Analysts fear that a slide toward anarchy in the unruly Arabian Peninsula state could create opportunities for a wing of al Qaeda based there and endanger oil shipment routes through the Red Sea.

Saleh's arrival in Sanaa came despite the entreaties of Western and Gulf states for the leader to end his 33 years in power. The European Union's Catherine Ashton condemned the violence and called on Saleh to sign the Gulf-brokered power transition plan.

Saleh, 69, has not yet announced his intentions since coming back to Yemen, but said on Saturday he was "carrying the dove of peace and the olive branch."

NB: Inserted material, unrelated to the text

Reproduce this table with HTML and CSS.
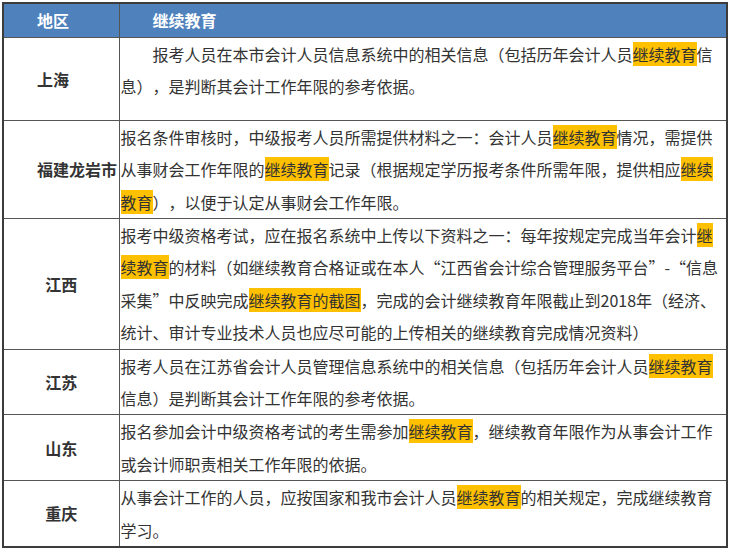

"It's funny he says he came with the olive branch. He's the enemy of the people," said Abdulqawy Noaman, a professor at Sanaa University who was shot in the leg.

DIVIDED CAPITAL

Popular protests in January inspired by the Arab Spring sparked a revolt against Saleh's rule that was joined by some of the country's tribal leaders and a defected general, Ali Mohsen, one of the most powerful military leaders with a vast number of troops across the country.

Protesters accuse Saleh, his family and the government of widespread corruption and failing to address crippling poverty and lawlessness in a land where one in two owns a gun.

The demonstrators are backed by powerful forces including the elite leaders of the al-Ahmar clan that heads Yemen's large tribal confederation the Hashed.

The support gives them financial backing for food and equipment, but many say it also makes them pawns of powerful elites who once were part of Saleh's government.